Work to be completed: Repeat the full listing below verbatim and keep the images out.

Supplied information:
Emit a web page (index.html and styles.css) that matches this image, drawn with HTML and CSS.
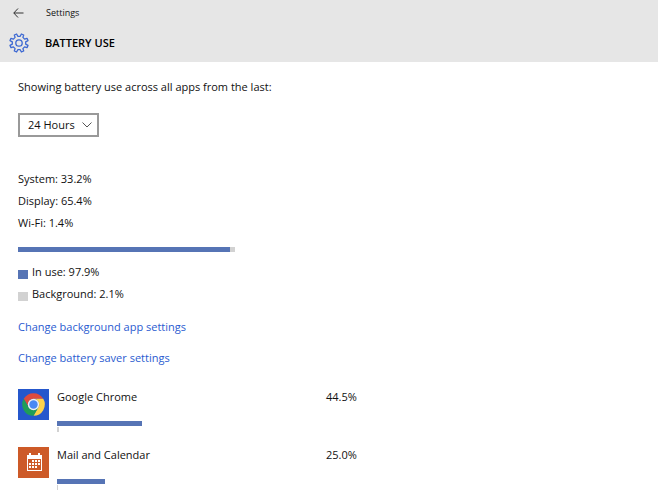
FILE: index.html
```html
<!DOCTYPE html>
<html lang="en">
<head>
    <meta charset="UTF-8">
    <meta name="viewport" content="width=device-width, initial-scale=1.0">
    <title>Settings - Battery use</title>
    <link rel="stylesheet" href="styles.css">
</head>
<body>
    <header class="header">
        <div class="titlebar">
            <button class="back" type="button" aria-label="Back">
                <svg width="11" height="10" viewBox="0 0 11 10"><path d="M5 .5 .8 5 5 9.500M.8 5H10.500"/></svg>
            </button>
            <span>Settings</span>
        </div>
        <div class="heading">
            <svg class="gear" width="20" height="20" viewBox="-10 -10 20 20">
                <path d="M-1.200-6.700 1.200-6.700 2.400-9 4.700-8 3.900-5.600 5.600-3.900 8-4.700 9-2.400 6.700-1.200 6.700 1.200 9 2.400 8 4.700 5.600 3.900 3.900 5.600 4.700 8 2.400 9 1.200 6.700-1.200 6.700-2.400 9-4.700 8-3.900 5.600-5.600 3.900-8 4.700-9 2.400-6.700 1.200-6.700-1.200-9-2.400-8-4.700-5.600-3.900-3.900-5.600-4.700-8-2.400-9Z"/>
                <circle r="3.2"/>
            </svg>
            <h1>BATTERY USE</h1>
        </div>
    </header>

    <main class="content">
        <label for="period">Showing battery use across all apps from the last:</label>
        <div class="dropdown">
            <select id="period">
                <option>24 Hours</option>
                <option>48 Hours</option>
                <option>1 Week</option>
            </select>
            <svg class="chevron" width="10" height="6" viewBox="0 0 10 6"><path d="M.5.5 5 5 9.500.5"/></svg>
        </div>

        <ul class="stats">
            <li>System: 33.2%</li>
            <li>Display: 65.4%</li>
            <li>Wi-Fi: 1.4%</li>
        </ul>

        <div class="total">
            <div class="used" style="width: 97.9%"></div>
        </div>

        <ul class="legend">
            <li><span class="swatch"></span>In use: 97.9%</li>
            <li><span class="swatch light"></span>Background: 2.1%</li>
        </ul>

        <nav class="links">
            <a href="#">Change background app settings</a>
            <a href="#">Change battery saver settings</a>
        </nav>

        <ul class="apps">
            <li class="app">
                <svg class="icon chrome" width="31" height="31" viewBox="-9 -9 66 66">
                    <path fill="#dd4b3e" d="M3.200 12A24 24 0 0 1 44.800 12H24A12 12 0 0 0 13.600 30Z"/>
                    <path fill="#fdd24a" d="M44.800 12A24 24 0 0 1 24 48L34.400 30A12 12 0 0 0 24 12Z"/>
                    <path fill="#1f9d58" d="M24 48A24 24 0 0 1 3.200 12L13.600 30A12 12 0 0 0 34.400 30Z"/>
                    <circle fill="#f1f1f1" cx="24" cy="24" r="12"/>
                    <circle fill="#4a88f2" cx="24" cy="24" r="9"/>
                </svg>
                <div class="usage">
                    <div class="name">Google Chrome</div>
                    <div class="bar" style="width: 85px"></div>
                    <div class="bar light" style="width: 2px"></div>
                </div>
                <div class="percent">44.5%</div>
            </li>
            <li class="app">
                <svg class="icon mail" width="31" height="31" viewBox="0 0 31 31">
                    <path fill="#fff" fill-rule="evenodd" d="M9 8h2V6h2v2h7V6h2v2h2v16H9ZM10 12v11h13V12Z"/>
                    <path fill="#fff" d="M14 13h2v2h-2ZM17 13h2v2h-2ZM20 13h2v2h-2ZM11 16h2v2h-2ZM14 16h2v2h-2ZM17 16h2v2h-2ZM20 16h2v2h-2ZM11 19h2v2h-2ZM14 19h2v2h-2ZM17 19h2v2h-2Z"/>
                </svg>
                <div class="usage">
                    <div class="name">Mail and Calendar</div>
                    <div class="bar" style="width: 48px"></div>
                    <div class="bar light" style="width: 1px"></div>
                </div>
                <div class="percent">25.0%</div>
            </li>
        </ul>
    </main>
</body>
</html>
```
FILE: styles.css
```css
body {
    margin: 0;
    background: #fff;
    color: #111;
    font-family: "Open Sans", "Noto Sans", sans-serif;
    font-size: 11px;
    line-height: 22px;
}
ul {
    list-style: none;
    margin: 0;
    padding: 0;
}
svg {
    display: block;
}
.header {
    background: #e6e6e6;
    padding: 2px 9px 8px;
}
.titlebar {
    display: flex;
    align-items: center;
    gap: 22px;
    font-size: 9px;
}
.back {
    padding: 0 0 0 4px;
    border: none;
    background: none;
}
.back path {
    fill: none;
    stroke: #333;
}
.heading {
    display: flex;
    align-items: center;
    gap: 16px;
    margin-top: 8px;
}
.gear {
    fill: none;
    stroke: #3c68d2;
    stroke-width: 1.3;
    stroke-linejoin: round;
}
h1 {
    margin: 0;
    font-size: 11px;
    font-weight: 600;
    color: #000;
}
.content {
    padding: 14px 18px 0;
}
.content > label {
    display: block;
}
.dropdown {
    position: relative;
    width: 81px;
    margin-top: 15px;
}
select {
    display: block;
    width: 100%;
    height: 24px;
    padding: 0 8px;
    border: 2px solid #999;
    border-radius: 0;
    background: #fff;
    color: #111;
    font: inherit;
    line-height: 20px;
    appearance: none;
}
.chevron {
    position: absolute;
    top: 9px;
    right: 7px;
    fill: none;
    stroke: #555;
    pointer-events: none;
}
.stats {
    margin-top: 31px;
}
.total {
    max-width: 217px;
    margin-top: 13px;
    background: #d2d2d2;
}
.used,
.bar {
    height: 5px;
    background: #5674b5;
}
.legend {
    margin-top: 9px;
}
.legend li {
    display: flex;
    align-items: center;
    gap: 4px;
}
.swatch {
    width: 10px;
    height: 9px;
    margin-top: 4px;
    background: #5674b5;
}
.light {
    background: #d2d2d2;
}
.links {
    display: flex;
    flex-direction: column;
    align-items: flex-start;
    gap: 9px;
    margin-top: 11px;
}
a {
    color: #2a5bd0;
    text-decoration: none;
}
.apps {
    display: grid;
    gap: 12px;
    margin-top: 17px;
}
.app {
    display: grid;
    grid-template-columns: 31px minmax(0, 261px) auto;
    gap: 8px;
}
.icon {
    margin-top: 3px;
}
.chrome {
    background: #2557cc;
}
.mail {
    background: #cd5a28;
}
.name {
    margin-bottom: 13px;
}
.bar + .bar {
    margin-top: 1px;
}
.bar.light {
    background: #d2d2d2;
}
```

Result of the exercise:
Emit a web page (index.html and styles.css) that matches this image, drawn with HTML and CSS.
FILE: index.html
```html
<!DOCTYPE html>
<html lang="en">
<head>
    <meta charset="UTF-8">
    <meta name="viewport" content="width=device-width, initial-scale=1.0">
    <title>Settings - Battery use</title>
    <link rel="stylesheet" href="styles.css">
</head>
<body>
    <header class="header">
        <div class="titlebar">
            <button class="back" type="button" aria-label="Back">
                <svg width="11" height="10" viewBox="0 0 11 10"><path d="M5 .5 .8 5 5 9.500M.8 5H10.500"/></svg>
            </button>
            <span>Settings</span>
        </div>
        <div class="heading">
            <svg class="gear" width="20" height="20" viewBox="-10 -10 20 20">
                <path d="M-1.200-6.700 1.200-6.700 2.400-9 4.700-8 3.900-5.600 5.600-3.900 8-4.700 9-2.400 6.700-1.200 6.700 1.200 9 2.400 8 4.700 5.600 3.900 3.900 5.600 4.700 8 2.400 9 1.200 6.700-1.200 6.700-2.400 9-4.700 8-3.900 5.600-5.600 3.900-8 4.700-9 2.400-6.700 1.200-6.700-1.200-9-2.400-8-4.700-5.600-3.900-3.900-5.600-4.700-8-2.400-9Z"/>
                <circle r="3.2"/>
            </svg>
            <h1>BATTERY USE</h1>
        </div>
    </header>

    <main class="content">
        <label for="period">Showing battery use across all apps from the last:</label>
        <div class="dropdown">
            <select id="period">
                <option>24 Hours</option>
                <option>48 Hours</option>
                <option>1 Week</option>
            </select>
            <svg class="chevron" width="10" height="6" viewBox="0 0 10 6"><path d="M.5.5 5 5 9.500.5"/></svg>
        </div>

        <ul class="stats">
            <li>System: 33.2%</li>
            <li>Display: 65.4%</li>
            <li>Wi-Fi: 1.4%</li>
        </ul>

        <div class="total">
            <div class="used" style="width: 97.9%"></div>
        </div>

        <ul class="legend">
            <li><span class="swatch"></span>In use: 97.9%</li>
            <li><span class="swatch light"></span>Background: 2.1%</li>
        </ul>

        <nav class="links">
            <a href="#">Change background app settings</a>
            <a href="#">Change battery saver settings</a>
        </nav>

        <ul class="apps">
            <li class="app">
                <svg class="icon chrome" width="31" height="31" viewBox="-9 -9 66 66">
                    <path fill="#dd4b3e" d="M3.200 12A24 24 0 0 1 44.800 12H24A12 12 0 0 0 13.600 30Z"/>
                    <path fill="#fdd24a" d="M44.800 12A24 24 0 0 1 24 48L34.400 30A12 12 0 0 0 24 12Z"/>
                    <path fill="#1f9d58" d="M24 48A24 24 0 0 1 3.200 12L13.600 30A12 12 0 0 0 34.400 30Z"/>
                    <circle fill="#f1f1f1" cx="24" cy="24" r="12"/>
                    <circle fill="#4a88f2" cx="24" cy="24" r="9"/>
                </svg>
                <div class="usage">
                    <div class="name">Google Chrome</div>
                    <div class="bar" style="width: 85px"></div>
                    <div class="bar light" style="width: 2px"></div>
                </div>
                <div class="percent">44.5%</div>
            </li>
            <li class="app">
                <svg class="icon mail" width="31" height="31" viewBox="0 0 31 31">
                    <path fill="#fff" fill-rule="evenodd" d="M9 8h2V6h2v2h7V6h2v2h2v16H9ZM10 12v11h13V12Z"/>
                    <path fill="#fff" d="M14 13h2v2h-2ZM17 13h2v2h-2ZM20 13h2v2h-2ZM11 16h2v2h-2ZM14 16h2v2h-2ZM17 16h2v2h-2ZM20 16h2v2h-2ZM11 19h2v2h-2ZM14 19h2v2h-2ZM17 19h2v2h-2Z"/>
                </svg>
                <div class="usage">
                    <div class="name">Mail and Calendar</div>
                    <div class="bar" style="width: 48px"></div>
                    <div class="bar light" style="width: 1px"></div>
                </div>
                <div class="percent">25.0%</div>
            </li>
        </ul>
    </main>
</body>
</html>
```
FILE: styles.css
```css
body {
    margin: 0;
    background: #fff;
    color: #111;
    font-family: "Open Sans", "Noto Sans", sans-serif;
    font-size: 11px;
    line-height: 22px;
}
ul {
    list-style: none;
    margin: 0;
    padding: 0;
}
svg {
    display: block;
}
.header {
    background: #e6e6e6;
    padding: 2px 9px 8px;
}
.titlebar {
    display: flex;
    align-items: center;
    gap: 22px;
    font-size: 9px;
}
.back {
    padding: 0 0 0 4px;
    border: none;
    background: none;
}
.back path {
    fill: none;
    stroke: #333;
}
.heading {
    display: flex;
    align-items: center;
    gap: 16px;
    margin-top: 8px;
}
.gear {
    fill: none;
    stroke: #3c68d2;
    stroke-width: 1.3;
    stroke-linejoin: round;
}
h1 {
    margin: 0;
    font-size: 11px;
    font-weight: 600;
    color: #000;
}
.content {
    padding: 14px 18px 0;
}
.content > label {
    display: block;
}
.dropdown {
    position: relative;
    width: 81px;
    margin-top: 15px;
}
select {
    display: block;
    width: 100%;
    height: 24px;
    padding: 0 8px;
    border: 2px solid #999;
    border-radius: 0;
    background: #fff;
    color: #111;
    font: inherit;
    line-height: 20px;
    appearance: none;
}
.chevron {
    position: absolute;
    top: 9px;
    right: 7px;
    fill: none;
    stroke: #555;
    pointer-events: none;
}
.stats {
    margin-top: 31px;
}
.total {
    max-width: 217px;
    margin-top: 13px;
    background: #d2d2d2;
}
.used,
.bar {
    height: 5px;
    background: #5674b5;
}
.legend {
    margin-top: 9px;
}
.legend li {
    display: flex;
    align-items: center;
    gap: 4px;
}
.swatch {
    width: 10px;
    height: 9px;
    margin-top: 4px;
    background: #5674b5;
}
.light {
    background: #d2d2d2;
}
.links {
    display: flex;
    flex-direction: column;
    align-items: flex-start;
    gap: 9px;
    margin-top: 11px;
}
a {
    color: #2a5bd0;
    text-decoration: none;
}
.apps {
    display: grid;
    gap: 12px;
    margin-top: 17px;
}
.app {
    display: grid;
    grid-template-columns: 31px minmax(0, 261px) auto;
    gap: 8px;
}
.icon {
    margin-top: 3px;
}
.chrome {
    background: #2557cc;
}
.mail {
    background: #cd5a28;
}
.name {
    margin-bottom: 13px;
}
.bar + .bar {
    margin-top: 1px;
}
.bar.light {
    background: #d2d2d2;
}
```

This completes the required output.